Unfortunately, not all nations of the world respect religious freedom. The United States Commission on International Religious Freedom was created by the International Religious Freedom Act of 1998 as an independent, bipartisan U.S. government advisory commission that monitors religious freedom worldwide and acts as policy advisors to the Executive and Legislative branches of the U.S. government. USCIRF bases its analysis and recommendations on its statutory authority and the Universal Declaration of Human Rights.
In its recently released 2015 Annual Report, USCIRF recommended the designation of 17 countries as Tier 1 countries of particular concern, or CPC, including China, Iran, North Korea, Saudi Arabia, Egypt, Pakistan and Vietnam. The USCIRF also placed 10 countries on the Tier 2 list, countries that do not fully meet the CPC standard, but are nonetheless characterized by at least one of the elemental violations of CPC countries. Those countries include Cuba, India, Turkey and Russia. These countries are marked not by the religious freedom guaranteed in Magna Carta, the U.S. First Amendment or U.N. Declaration, but rather act in violation of the first and most basic human right.
But, what does this have to do with international trade law? Like the obligation to minimize or prevent certain human rights labor violations in the global supply chain, international trade law can be used to combat religious liberty violations around the world. In fact, United States Senator James Lankford, a Republican from Oklahoma, has taken the lead to make international religious freedom a cornerstone of American trade policy for the first time in the nation’s history.
Om May 18, 2015, the U.S. Senate unanimously passed Sen. Lankford’s amendment to the Senate version of the Trade Promotion Authority bill by a vote of 92-0. The amendment added a provision to TPA’s overall negotiating objectives requiring the Obama Administration to consider the religious freedom record of parties to trade negotiations. The amendment does not provide specific directives on how the Obama Administration should consider a country’s religious freedom record in trade negotiations, but makes clear that the U.S. will take seriously the religious freedom of all people in all nations – religious liberty is of more importance than economic liberalization. The provision will be the first time in American history that religious freedom will be taken into account during unilateral trade agreement negotiations should it pass the U.S. House and be signed into law.
The trading partner most directly impacted by Sen. Lankford’s religious liberty amendment to TPA is Vietnam, the only country currently party to the Trans-Pacific Partnership and named to the USCIRF Tier 1 CPC list. According to the USCIRF 2015 Annual Report, Vietnam severely restricts independent religious practice and represses individuals and religious groups its government views as challenging its authority. Individuals remain imprisoned for religious activity or religious freedom activity. The USCIRF has recommended that Vietnam be named a Tier 1 CPC every year since 2001.

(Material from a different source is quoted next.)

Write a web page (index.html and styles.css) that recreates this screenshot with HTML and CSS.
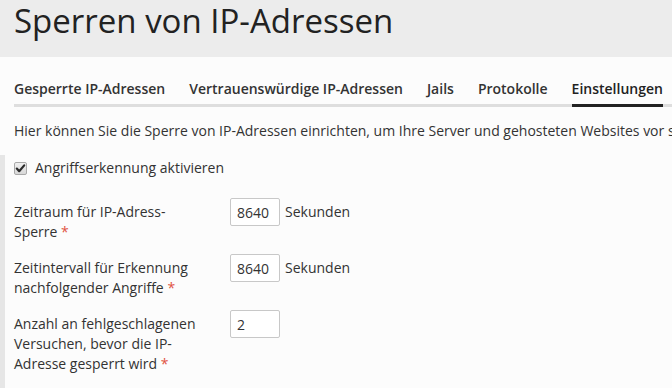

It is unclear, though, just how Vietnam might be impacted by the amendment in TPP negotiations. The U.S. trade delegation could choose to minimize the objective, making a joint declaration in any trade agreement with no compliance teeth. The U.S. trade delegation may pursue a path with more teeth and tie the reduction of customs duty for goods sourced from Vietnam to the certification of liberalized religious liberty policies. The most aggressive, and least likely, would have the U.S. trade delegation negotiate a change in Vietnamese religious liberty policy parallel with a trade agreement. Regardless of the implementation, though, the existence of a negotiating objective related to the advance of religious liberty globally is a welcome sight even as the U.S. pursues trade liberalization.
Economic freedom is important, but religious freedom is more important. To echo Sen. Lankford’s floor speech, the greatest American export is the “dignity of each person…[and that] every person should have protection of the government to live their faith, not the compulsion of the government to practice any one faith or to be forced to reject all faith altogether.” The U.S. can pursue both policy goals – the expansion of religious liberty globally and trade liberalization. There is no dichotomous split between the goals and trade agreements can serve as a vehicle to effectively influence countries to pursue the “dignity of each person” by protecting religious liberty.